The problem: Your task is to give the listing below back word for word, pictures excluded.

Given data:
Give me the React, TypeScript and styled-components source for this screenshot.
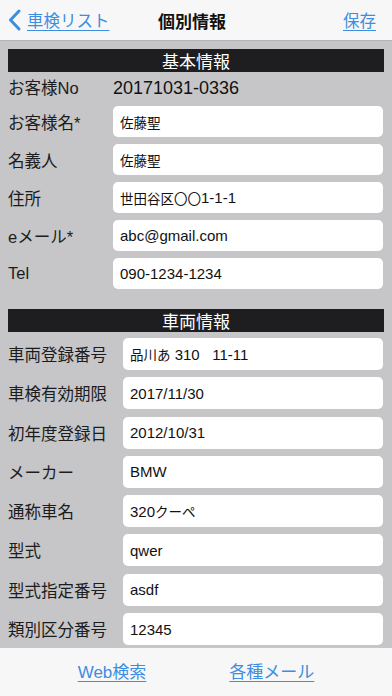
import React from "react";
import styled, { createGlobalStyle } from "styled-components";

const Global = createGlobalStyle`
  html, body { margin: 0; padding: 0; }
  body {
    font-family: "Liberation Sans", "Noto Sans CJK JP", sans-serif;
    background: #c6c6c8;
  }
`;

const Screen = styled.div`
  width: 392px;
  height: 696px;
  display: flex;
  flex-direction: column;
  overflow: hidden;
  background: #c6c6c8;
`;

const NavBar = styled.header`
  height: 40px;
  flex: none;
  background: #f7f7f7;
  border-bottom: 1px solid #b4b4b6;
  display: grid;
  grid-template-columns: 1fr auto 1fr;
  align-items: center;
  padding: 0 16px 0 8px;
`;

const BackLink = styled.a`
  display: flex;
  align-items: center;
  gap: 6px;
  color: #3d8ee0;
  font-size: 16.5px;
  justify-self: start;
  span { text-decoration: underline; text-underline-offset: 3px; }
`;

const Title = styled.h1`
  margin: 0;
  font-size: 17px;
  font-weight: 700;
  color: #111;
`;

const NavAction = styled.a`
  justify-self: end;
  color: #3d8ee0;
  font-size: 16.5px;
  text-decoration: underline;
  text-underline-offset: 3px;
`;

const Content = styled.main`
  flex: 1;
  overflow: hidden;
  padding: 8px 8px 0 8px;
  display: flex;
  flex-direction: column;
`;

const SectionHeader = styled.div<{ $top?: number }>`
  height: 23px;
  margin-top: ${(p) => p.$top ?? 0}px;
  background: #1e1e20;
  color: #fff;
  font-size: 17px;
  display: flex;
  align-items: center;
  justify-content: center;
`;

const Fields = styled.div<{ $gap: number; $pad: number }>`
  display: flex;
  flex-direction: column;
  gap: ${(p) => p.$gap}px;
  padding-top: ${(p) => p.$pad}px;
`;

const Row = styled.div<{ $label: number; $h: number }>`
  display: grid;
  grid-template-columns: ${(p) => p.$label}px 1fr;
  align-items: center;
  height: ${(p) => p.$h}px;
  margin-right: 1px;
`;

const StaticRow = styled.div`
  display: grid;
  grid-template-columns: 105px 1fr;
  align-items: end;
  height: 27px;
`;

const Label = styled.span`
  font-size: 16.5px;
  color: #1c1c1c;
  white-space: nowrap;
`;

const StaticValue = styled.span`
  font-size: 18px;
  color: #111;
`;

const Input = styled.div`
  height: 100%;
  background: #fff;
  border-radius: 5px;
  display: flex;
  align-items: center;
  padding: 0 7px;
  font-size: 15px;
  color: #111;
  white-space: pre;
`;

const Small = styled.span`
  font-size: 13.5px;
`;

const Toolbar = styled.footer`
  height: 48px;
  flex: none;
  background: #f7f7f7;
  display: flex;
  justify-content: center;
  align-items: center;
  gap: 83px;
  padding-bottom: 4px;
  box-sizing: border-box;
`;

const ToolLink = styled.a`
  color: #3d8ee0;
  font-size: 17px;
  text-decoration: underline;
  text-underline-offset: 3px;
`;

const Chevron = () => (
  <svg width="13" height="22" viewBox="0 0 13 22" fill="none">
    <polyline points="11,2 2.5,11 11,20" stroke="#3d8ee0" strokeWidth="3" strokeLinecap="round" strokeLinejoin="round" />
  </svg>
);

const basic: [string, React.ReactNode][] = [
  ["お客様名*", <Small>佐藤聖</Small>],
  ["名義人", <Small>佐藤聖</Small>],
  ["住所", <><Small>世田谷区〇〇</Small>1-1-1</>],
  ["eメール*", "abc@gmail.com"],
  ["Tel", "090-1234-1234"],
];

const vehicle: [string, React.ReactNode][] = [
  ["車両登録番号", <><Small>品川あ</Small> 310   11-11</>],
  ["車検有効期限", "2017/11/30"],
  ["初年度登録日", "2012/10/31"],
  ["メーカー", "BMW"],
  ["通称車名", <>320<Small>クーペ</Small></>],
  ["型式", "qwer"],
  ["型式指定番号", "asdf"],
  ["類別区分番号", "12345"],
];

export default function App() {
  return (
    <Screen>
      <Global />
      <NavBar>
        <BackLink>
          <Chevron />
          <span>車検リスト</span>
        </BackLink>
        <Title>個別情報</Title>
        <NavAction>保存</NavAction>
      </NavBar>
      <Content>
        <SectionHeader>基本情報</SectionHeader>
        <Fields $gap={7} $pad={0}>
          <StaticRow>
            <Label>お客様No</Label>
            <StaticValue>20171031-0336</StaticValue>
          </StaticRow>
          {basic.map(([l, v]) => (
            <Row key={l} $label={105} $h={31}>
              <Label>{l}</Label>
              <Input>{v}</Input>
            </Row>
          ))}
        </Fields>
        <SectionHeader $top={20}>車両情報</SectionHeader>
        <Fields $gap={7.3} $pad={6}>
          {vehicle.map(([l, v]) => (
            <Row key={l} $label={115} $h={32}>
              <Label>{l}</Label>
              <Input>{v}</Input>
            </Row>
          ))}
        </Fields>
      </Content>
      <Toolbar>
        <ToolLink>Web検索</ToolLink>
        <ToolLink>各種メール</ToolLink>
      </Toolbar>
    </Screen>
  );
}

Result below:
Give me the React, TypeScript and styled-components source for this screenshot.
import React from "react";
import styled, { createGlobalStyle } from "styled-components";

const Global = createGlobalStyle`
  html, body { margin: 0; padding: 0; }
  body {
    font-family: "Liberation Sans", "Noto Sans CJK JP", sans-serif;
    background: #c6c6c8;
  }
`;

const Screen = styled.div`
  width: 392px;
  height: 696px;
  display: flex;
  flex-direction: column;
  overflow: hidden;
  background: #c6c6c8;
`;

const NavBar = styled.header`
  height: 40px;
  flex: none;
  background: #f7f7f7;
  border-bottom: 1px solid #b4b4b6;
  display: grid;
  grid-template-columns: 1fr auto 1fr;
  align-items: center;
  padding: 0 16px 0 8px;
`;

const BackLink = styled.a`
  display: flex;
  align-items: center;
  gap: 6px;
  color: #3d8ee0;
  font-size: 16.5px;
  justify-self: start;
  span { text-decoration: underline; text-underline-offset: 3px; }
`;

const Title = styled.h1`
  margin: 0;
  font-size: 17px;
  font-weight: 700;
  color: #111;
`;

const NavAction = styled.a`
  justify-self: end;
  color: #3d8ee0;
  font-size: 16.5px;
  text-decoration: underline;
  text-underline-offset: 3px;
`;

const Content = styled.main`
  flex: 1;
  overflow: hidden;
  padding: 8px 8px 0 8px;
  display: flex;
  flex-direction: column;
`;

const SectionHeader = styled.div<{ $top?: number }>`
  height: 23px;
  margin-top: ${(p) => p.$top ?? 0}px;
  background: #1e1e20;
  color: #fff;
  font-size: 17px;
  display: flex;
  align-items: center;
  justify-content: center;
`;

const Fields = styled.div<{ $gap: number; $pad: number }>`
  display: flex;
  flex-direction: column;
  gap: ${(p) => p.$gap}px;
  padding-top: ${(p) => p.$pad}px;
`;

const Row = styled.div<{ $label: number; $h: number }>`
  display: grid;
  grid-template-columns: ${(p) => p.$label}px 1fr;
  align-items: center;
  height: ${(p) => p.$h}px;
  margin-right: 1px;
`;

const StaticRow = styled.div`
  display: grid;
  grid-template-columns: 105px 1fr;
  align-items: end;
  height: 27px;
`;

const Label = styled.span`
  font-size: 16.5px;
  color: #1c1c1c;
  white-space: nowrap;
`;

const StaticValue = styled.span`
  font-size: 18px;
  color: #111;
`;

const Input = styled.div`
  height: 100%;
  background: #fff;
  border-radius: 5px;
  display: flex;
  align-items: center;
  padding: 0 7px;
  font-size: 15px;
  color: #111;
  white-space: pre;
`;

const Small = styled.span`
  font-size: 13.5px;
`;

const Toolbar = styled.footer`
  height: 48px;
  flex: none;
  background: #f7f7f7;
  display: flex;
  justify-content: center;
  align-items: center;
  gap: 83px;
  padding-bottom: 4px;
  box-sizing: border-box;
`;

const ToolLink = styled.a`
  color: #3d8ee0;
  font-size: 17px;
  text-decoration: underline;
  text-underline-offset: 3px;
`;

const Chevron = () => (
  <svg width="13" height="22" viewBox="0 0 13 22" fill="none">
    <polyline points="11,2 2.5,11 11,20" stroke="#3d8ee0" strokeWidth="3" strokeLinecap="round" strokeLinejoin="round" />
  </svg>
);

const basic: [string, React.ReactNode][] = [
  ["お客様名*", <Small>佐藤聖</Small>],
  ["名義人", <Small>佐藤聖</Small>],
  ["住所", <><Small>世田谷区〇〇</Small>1-1-1</>],
  ["eメール*", "abc@gmail.com"],
  ["Tel", "090-1234-1234"],
];

const vehicle: [string, React.ReactNode][] = [
  ["車両登録番号", <><Small>品川あ</Small> 310   11-11</>],
  ["車検有効期限", "2017/11/30"],
  ["初年度登録日", "2012/10/31"],
  ["メーカー", "BMW"],
  ["通称車名", <>320<Small>クーペ</Small></>],
  ["型式", "qwer"],
  ["型式指定番号", "asdf"],
  ["類別区分番号", "12345"],
];

export default function App() {
  return (
    <Screen>
      <Global />
      <NavBar>
        <BackLink>
          <Chevron />
          <span>車検リスト</span>
        </BackLink>
        <Title>個別情報</Title>
        <NavAction>保存</NavAction>
      </NavBar>
      <Content>
        <SectionHeader>基本情報</SectionHeader>
        <Fields $gap={7} $pad={0}>
          <StaticRow>
            <Label>お客様No</Label>
            <StaticValue>20171031-0336</StaticValue>
          </StaticRow>
          {basic.map(([l, v]) => (
            <Row key={l} $label={105} $h={31}>
              <Label>{l}</Label>
              <Input>{v}</Input>
            </Row>
          ))}
        </Fields>
        <SectionHeader $top={20}>車両情報</SectionHeader>
        <Fields $gap={7.3} $pad={6}>
          {vehicle.map(([l, v]) => (
            <Row key={l} $label={115} $h={32}>
              <Label>{l}</Label>
              <Input>{v}</Input>
            </Row>
          ))}
        </Fields>
      </Content>
      <Toolbar>
        <ToolLink>Web検索</ToolLink>
        <ToolLink>各種メール</ToolLink>
      </Toolbar>
    </Screen>
  );
}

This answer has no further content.